__Goal__. Report how many lines contain the word "styled"; answer with the number only.

__Data rows__.
━━━━━━
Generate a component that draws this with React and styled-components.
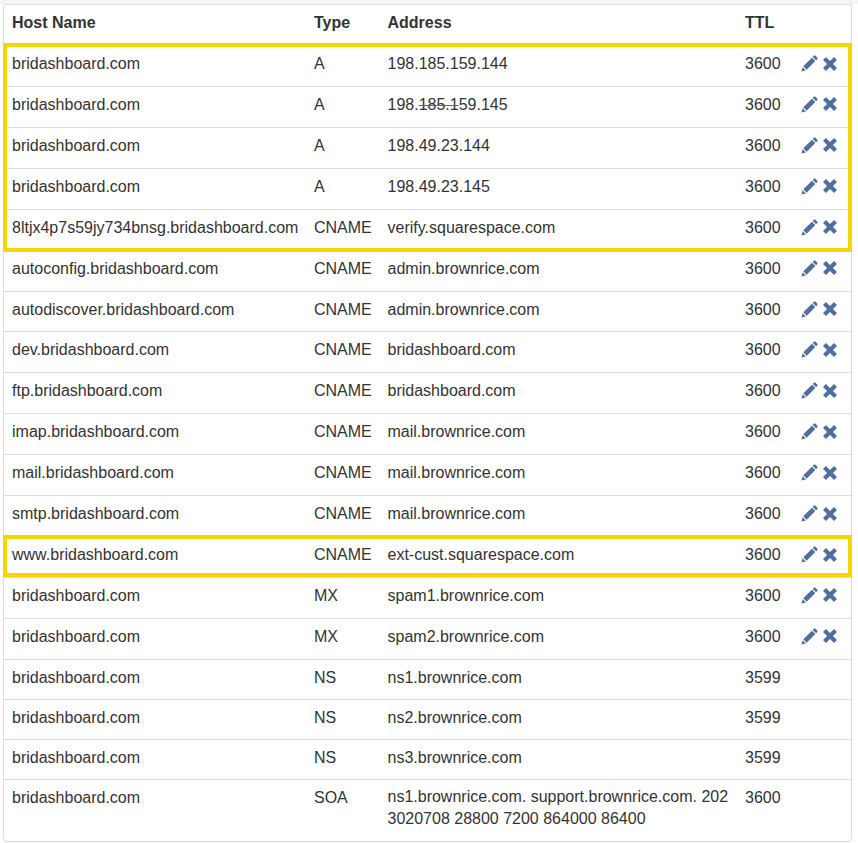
import styled, { createGlobalStyle } from "styled-components";

const GlobalStyle = createGlobalStyle`
  html, body {
    margin: 0;
    background: #fff;
    font-family: "Liberation Sans", Arial, sans-serif;
    font-size: 16px;
    color: #333;
  }
`;

const Page = styled.div`
  width: 858px;
  height: 843px;
  overflow: hidden;
  position: relative;
  background: #fff;
`;

const TopStrip = styled.div`
  height: 4px;
  background: #f5f5f5;
`;

const Panel = styled.div`
  margin: 0 6px 0 3px;
  border: 1px solid #ddd;
  border-radius: 0 0 4px 4px;
  box-shadow: 0 1px 1px rgba(0, 0, 0, 0.05);
`;

const Table = styled.table`
  width: 100%;
  table-layout: fixed;
  border-collapse: collapse;
  line-height: 23px;
`;

const Th = styled.th`
  padding: 6px 8px 11px;
  text-align: left;
  font-weight: 700;
`;

const Td = styled.td`
  padding: 6px 8px ${(p) => (p.$tall ? "10.93px" : "10px")};
  border-top: 1px solid #ddd;
  vertical-align: top;
  white-space: ${(p) => (p.$wrap ? "normal" : "nowrap")};
  word-break: ${(p) => (p.$wrap ? "break-all" : "normal")};
  line-height: ${(p) => (p.$wrap ? "22.5px" : "23px")};
`;

const Strike = styled.s`
  text-decoration-color: #666;
`;

const Actions = styled.div`
  display: flex;
  align-items: center;
  gap: 5px;
  height: 23px;
  color: #4f6f9f;
`;

const Highlight = styled.div`
  position: absolute;
  left: 3px;
  width: 849px;
  top: ${(p) => p.$top}px;
  height: ${(p) => p.$height}px;
  box-sizing: border-box;
  border: 4px solid #f0d800;
  pointer-events: none;
`;

const PencilIcon = () => (
  <svg width="17" height="17" viewBox="0 0 17 17" fill="currentColor">
    <path d="M0.5 16.5 L1.6 12.2 L4.8 15.4 Z" />
    <path d="M2.3 11.3 L10.9 2.7 L14.3 6.1 L5.7 14.7 Z" />
    <path d="M11.7 1.9 L13 0.6 Q13.6 0.2 14.2 0.6 L16.4 2.8 Q16.8 3.4 16.4 4 L15.1 5.3 Z" />
  </svg>
);

const RemoveIcon = () => (
  <svg width="14" height="14" viewBox="0 0 14 14" fill="none" stroke="currentColor" strokeWidth="4.2">
    <path d="M1.5 1.5 L12.5 12.5 M12.5 1.5 L1.5 12.5" />
  </svg>
);

const dom = "bridashboard.com";

const records = [
  [dom, "A", "198.185.159.144", 3600, true],
  [dom, "A", <>198.<Strike>185.1</Strike>59.145</>, 3600, true],
  [dom, "A", "198.49.23.144", 3600, true],
  [dom, "A", "198.49.23.145", 3600, true],
  ["8ltjx4p7s59jy734bnsg.bridashboard.com", "CNAME", "verify.squarespace.com", 3600, true],
  ["autoconfig.bridashboard.com", "CNAME", "admin.brownrice.com", 3600, true],
  ["autodiscover.bridashboard.com", "CNAME", "admin.brownrice.com", 3600, true],
  ["dev.bridashboard.com", "CNAME", dom, 3600, true],
  ["ftp.bridashboard.com", "CNAME", dom, 3600, true],
  ["imap.bridashboard.com", "CNAME", "mail.brownrice.com", 3600, true],
  ["mail.bridashboard.com", "CNAME", "mail.brownrice.com", 3600, true],
  ["smtp.bridashboard.com", "CNAME", "mail.brownrice.com", 3600, true],
  ["www.bridashboard.com", "CNAME", "ext-cust.squarespace.com", 3600, true],
  [dom, "MX", "spam1.brownrice.com", 3600, true],
  [dom, "MX", "spam2.brownrice.com", 3600, true],
  [dom, "NS", "ns1.brownrice.com", 3599, false],
  [dom, "NS", "ns2.brownrice.com", 3599, false],
  [dom, "NS", "ns3.brownrice.com", 3599, false],
  [dom, "SOA", "ns1.brownrice.com. support.brownrice.com. 2023020708 28800 7200 864000 86400", 3600, false],
];

export default function App() {
  return (
    <Page>
      <GlobalStyle />
      <TopStrip />
      <Panel>
        <Table>
          <colgroup>
            <col style={{ width: 302 }} />
            <col style={{ width: 73.5 }} />
            <col style={{ width: 357.5 }} />
            <col style={{ width: 56 }} />
            <col />
          </colgroup>
          <thead>
            <tr>
              <Th>Host Name</Th>
              <Th>Type</Th>
              <Th>Address</Th>
              <Th>TTL</Th>
              <Th />
            </tr>
          </thead>
          <tbody>
            {records.map((r, i) => (
              <tr key={i}>
                <Td $tall={r[4]}>{r[0]}</Td>
                <Td $tall={r[4]}>{r[1]}</Td>
                <Td $tall={r[4]} $wrap={r[1] === "SOA"}>{r[2]}</Td>
                <Td $tall={r[4]}>{r[3]}</Td>
                <Td $tall={r[4]}>
                  {r[4] ? (
                    <Actions>
                      <PencilIcon />
                      <RemoveIcon />
                    </Actions>
                  ) : null}
                </Td>
              </tr>
            ))}
          </tbody>
        </Table>
      </Panel>
      <Highlight $top={43} $height={209} />
      <Highlight $top={535} $height={42} />
    </Page>
  );
}
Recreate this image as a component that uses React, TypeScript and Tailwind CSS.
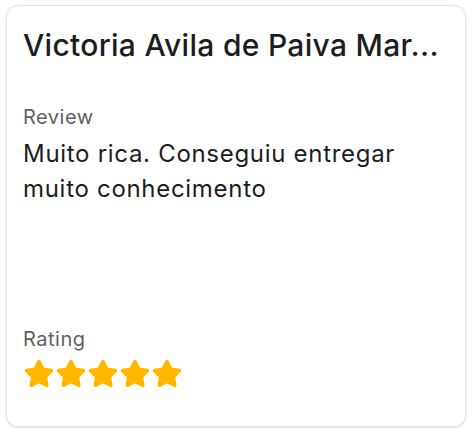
import { Star } from 'lucide-react'

export default function App() {
  return (
    <div className="w-[474px] h-[438px] bg-white pl-[6px] pt-[5px]" style={{ fontFamily: 'Inter, "Noto Sans", sans-serif' }}>
      <div className="w-[460px] h-[422px] rounded-xl border border-[#e3e3e3] shadow-[0_1px_3px_rgba(0,0,0,0.12)] bg-white pl-4 pr-3 pt-[21px] pb-[36px] flex flex-col">
        <h2 className="whitespace-nowrap overflow-hidden text-[30px] font-medium tracking-[0.3px] text-[#1d1d1f] leading-[36px]">
          Victoria Avila de Paiva Mar...
        </h2>

        <div className="mt-[42px] text-[20px] tracking-[0.5px] leading-[24px] text-[#5f5f66]">Review</div>
        <p className="mt-[7px] text-[24px] tracking-[0.7px] leading-[35px] text-[#1d1d1f]">
          Muito rica. Conseguiu entregar
          <br />
          muito conhecimento
        </p>

        <div className="flex-1" />

        <div className="text-[20px] tracking-[0.5px] leading-[24px] text-[#5f5f66]">Rating</div>
        <div className="mt-[7px] flex">
          {[0, 1, 2, 3, 4].map((i) => (
            <Star key={i} size={32} fill="#ffb800" color="#ffb800" strokeWidth={1.5} />
          ))}
        </div>
      </div>
    </div>
  )
}
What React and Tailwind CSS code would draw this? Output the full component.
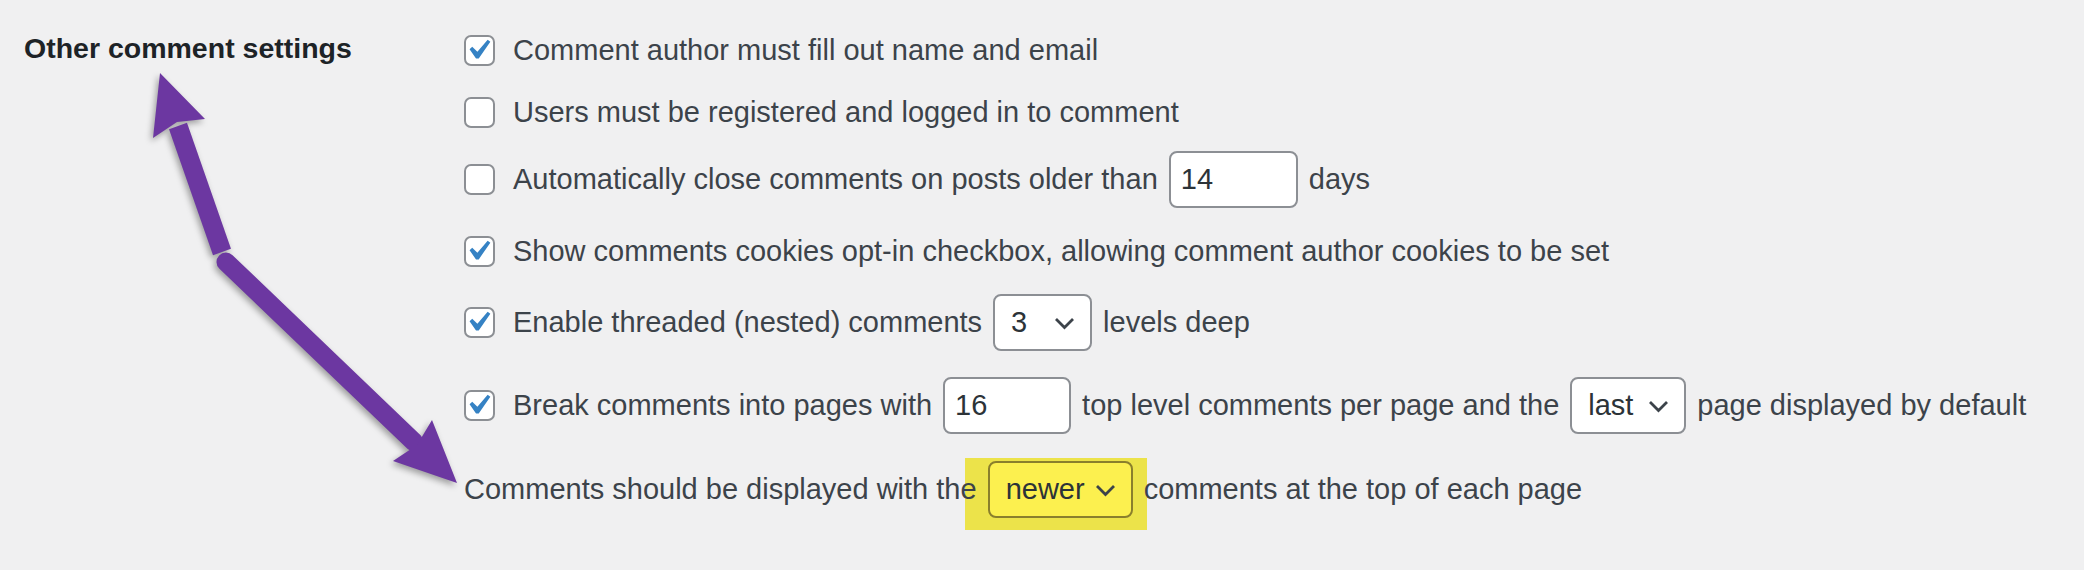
import React from 'react'

function Checkbox({ checked }) {
  return (
    <span className="relative h-[31px] w-[31px] shrink-0 rounded-[7px] border-2 border-[#8c8f94] bg-white">
      {checked && (
        <svg className="absolute left-[-8px] top-[-7px] h-[40px] w-[40px]" viewBox="0 0 20 20">
          <path d="M14.83 4.89l1.34.94-5.81 8.38H9.02L5.78 9.67l1.34-1.25 2.57 2.4z" fill="#3582c4" />
        </svg>
      )}
    </span>
  )
}

function NumberBox({ value, className = 'w-[129px]' }) {
  return (
    <span className={`flex h-[57px] shrink-0 items-center rounded-[8px] border-2 border-[#8c8f94] bg-white px-[10px] text-[#2c3338] ${className}`}>
      {value}
    </span>
  )
}

function Chevron() {
  return (
    <svg className="mt-[2px] h-[13px] w-[21px]" viewBox="0 0 21 13">
      <polyline points="2,2 10.5,10.5 19,2" fill="none" stroke="#3c434a" strokeWidth="2.8" />
    </svg>
  )
}

function SelectBox({ value, className, tone = 'border-[#8c8f94] bg-white' }) {
  return (
    <span className={`flex h-[57px] shrink-0 items-center justify-between rounded-[8px] border-2 pl-[16px] pr-[15px] text-[#2c3338] ${tone} ${className}`}>
      <span>{value}</span>
      <Chevron />
    </span>
  )
}

function Row({ h, children }) {
  return <div className={`flex items-center gap-[11px] whitespace-nowrap ${h}`}>{children}</div>
}

function CheckRow({ h, checked, children }) {
  return (
    <div className={`flex items-center whitespace-nowrap ${h}`}>
      <Checkbox checked={checked} />
      <div className="ml-[18px] flex items-center gap-[11px]">{children}</div>
    </div>
  )
}

function Arrow() {
  return (
    <svg
      className="pointer-events-none absolute inset-0 h-[570px] w-[2084px] drop-shadow-[-2px_3px_3px_rgba(0,0,0,0.35)]"
      viewBox="0 0 2084 570"
    >
      <polyline points="178,126 222,252" fill="none" stroke="#6c37a1" strokeWidth="19" />
      <polyline points="226,262 414,442" fill="none" stroke="#6c37a1" strokeWidth="19" strokeLinecap="round" />
      <polygon points="160,73 205,119 177,122 153,138" fill="#6c37a1" />
      <polygon points="457,483 393,461 417,445 432,420" fill="#6c37a1" />
    </svg>
  )
}

export default function App() {
  return (
    <div className="relative isolate flex h-[570px] w-[2084px] overflow-hidden bg-[#f0f0f1] font-['Liberation_Sans',Arial,sans-serif] text-[29px] leading-none text-[#3c434a]">
      <div className="w-[464px] shrink-0 pl-[24px] pt-[34px]">
        <h2 className="text-[28.5px] font-bold leading-none text-[#1d2327]">Other comment settings</h2>
      </div>

      <div className="flex flex-col pt-[19px]">
        <CheckRow h="h-[62px]" checked>
          <span>Comment author must fill out name and email</span>
        </CheckRow>
        <CheckRow h="h-[62px]">
          <span>Users must be registered and logged in to comment</span>
        </CheckRow>
        <CheckRow h="h-[72px]">
          <span>Automatically close comments on posts older than</span>
          <NumberBox value="14" />
          <span>days</span>
        </CheckRow>
        <CheckRow h="h-[72px]" checked>
          <span>Show comments cookies opt-in checkbox, allowing comment author cookies to be set</span>
        </CheckRow>
        <CheckRow h="h-[70px]" checked>
          <span>Enable threaded (nested) comments</span>
          <SelectBox value="3" className="w-[99px]" />
          <span>levels deep</span>
        </CheckRow>
        <CheckRow h="h-[96px]" checked>
          <span>Break comments into pages with</span>
          <NumberBox value="16" className="w-[128px]" />
          <span>top level comments per page and the</span>
          <SelectBox value="last" className="w-[116px]" />
          <span>page displayed by default</span>
        </CheckRow>
        <Row h="h-[72px]">
          <span>Comments should be displayed with the</span>
          <span className="relative">
            <span className="absolute bottom-[-12px] left-[-23px] right-[-14px] top-[-3px] -z-10 bg-[#ece34a]" />
            <SelectBox value="newer" className="w-[145px]" tone="border-[#8a7f2c] bg-[#fcf04f]" />
          </span>
          <span>comments at the top of each page</span>
        </Row>
      </div>

      <Arrow />
    </div>
  )
}
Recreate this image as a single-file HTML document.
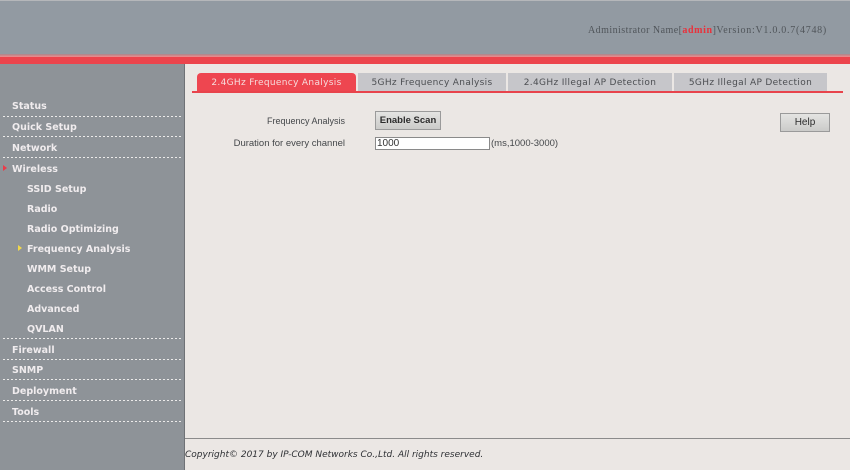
<!DOCTYPE html>
<html>
<head>
<meta charset="utf-8">
<style>
html,body{margin:0;padding:0;}
body{width:850px;height:470px;overflow:hidden;position:relative;background:#ebe7e4;font-family:"DejaVu Sans","Liberation Sans",sans-serif;}
.a{position:absolute;white-space:nowrap;}
#top{left:0;top:0;width:850px;height:54px;background:#929aa2;border-top:1px solid #b5b7ba;box-sizing:border-box;}
#r1{left:0;top:54px;width:850px;height:3px;background:linear-gradient(#a8868c,#f08a8c);}
#r2{left:0;top:57px;width:850px;height:7px;background:#ec444c;}
#side{left:0;top:64px;width:185px;height:406px;background:#8e9398;border-right:1px solid #6f7276;box-sizing:border-box;}
.m{font-size:9.5px;font-weight:bold;color:#f0ecee;letter-spacing:0;line-height:14px;}
.d{left:3px;width:180px;height:1px;background:repeating-linear-gradient(90deg,#ecebea 0 2px,transparent 2px 4px);}
.tab{top:73px;height:18px;background:#c6c6ca;color:#4c4e52;font-size:9px;letter-spacing:0.33px;line-height:20px;text-align:center;}
.l{font-family:"Liberation Sans",sans-serif;font-size:9.5px;color:#44474a;line-height:12px;text-align:right;}
.btn{box-sizing:border-box;background:linear-gradient(#e4e4e2,#cbcbc9);border:1px solid #9a9a9a;color:#2c2c2c;text-align:center;font-family:"Liberation Sans",sans-serif;}
</style>
</head>
<body>
<div class="a" id="top"></div>
<div class="a" id="r1"></div>
<div class="a" id="r2"></div>
<div class="a" style="left:588px;top:25px;font-family:'Liberation Serif','DejaVu Serif',serif;font-size:10px;letter-spacing:0.45px;color:#50555a;line-height:12px;">Administrator Name[<span style="color:#e8323c;font-weight:bold;letter-spacing:0.6px;">admin</span>]<span style="letter-spacing:0.72px;">Version:V1.0.0.7(4748)</span></div>

<div class="a" id="side"></div>
<div class="a m" style="left:12px;top:100px;">Status</div>
<div class="a d" style="top:116px;"></div>
<div class="a m" style="left:12px;top:121px;">Quick Setup</div>
<div class="a d" style="top:136px;"></div>
<div class="a m" style="left:12px;top:142px;">Network</div>
<div class="a d" style="top:157px;"></div>
<div class="a" style="left:3px;top:165px;width:0;height:0;border-left:4px solid #ec3a48;border-top:3.5px solid transparent;border-bottom:3.5px solid transparent;"></div>
<div class="a m" style="left:12px;top:163px;">Wireless</div>
<div class="a m" style="left:27px;top:183px;">SSID Setup</div>
<div class="a m" style="left:27px;top:203px;">Radio</div>
<div class="a m" style="left:27px;top:223px;">Radio Optimizing</div>
<div class="a" style="left:18px;top:245px;width:0;height:0;border-left:4px solid #f2d84a;border-top:3.5px solid transparent;border-bottom:3.5px solid transparent;"></div>
<div class="a m" style="left:27px;top:243px;">Frequency Analysis</div>
<div class="a m" style="left:27px;top:263px;">WMM Setup</div>
<div class="a m" style="left:27px;top:283px;">Access Control</div>
<div class="a m" style="left:27px;top:303px;">Advanced</div>
<div class="a m" style="left:27px;top:323px;">QVLAN</div>
<div class="a d" style="top:338px;"></div>
<div class="a m" style="left:12px;top:344px;">Firewall</div>
<div class="a d" style="top:359px;"></div>
<div class="a m" style="left:12px;top:364px;">SNMP</div>
<div class="a d" style="top:379px;"></div>
<div class="a m" style="left:12px;top:385px;">Deployment</div>
<div class="a d" style="top:400px;"></div>
<div class="a m" style="left:12px;top:406px;">Tools</div>
<div class="a d" style="top:421px;"></div>

<div class="a tab" style="left:197px;width:159px;background:#ee4650;color:#f6dcdc;border-radius:4px 4px 0 0;">2.4GHz Frequency Analysis</div>
<div class="a tab" style="left:358px;width:148px;">5GHz Frequency Analysis</div>
<div class="a tab" style="left:508px;width:164px;">2.4GHz Illegal AP Detection</div>
<div class="a tab" style="left:674px;width:153px;">5GHz Illegal AP Detection</div>
<div class="a" style="left:192px;top:91px;width:651px;height:2px;background:#e8444c;"></div>

<div class="a l" style="left:190px;top:115px;width:155px;font-size:9px;">Frequency Analysis</div>
<div class="a l" style="left:190px;top:138px;width:155px;">Duration for every channel</div>
<div class="a btn" style="left:375px;top:111px;width:66px;height:19px;line-height:18px;font-weight:bold;font-size:9.5px;letter-spacing:0;">Enable Scan</div>
<div class="a" style="left:375px;top:137px;width:115px;height:13px;box-sizing:border-box;background:#fff;border:1px solid #8a8a8a;font-family:'Liberation Sans',sans-serif;font-size:10px;line-height:11px;color:#333;padding-left:1px;">1000</div>
<div class="a l" style="left:491px;top:138px;text-align:left;">(ms,1000-3000)</div>
<div class="a btn" style="left:780px;top:113px;width:50px;height:19px;line-height:18px;font-size:10px;">Help</div>

<div class="a" style="left:185px;top:438px;width:665px;height:1px;background:#8b8b8b;"></div>
<div class="a" style="left:185px;top:449px;font-size:9px;font-style:italic;color:#2e3034;line-height:12px;">Copyright© 2017 by IP-COM Networks Co.,Ltd. All rights reserved.</div>
</body>
</html>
━━━━━━
__Answer for this exercise__. 11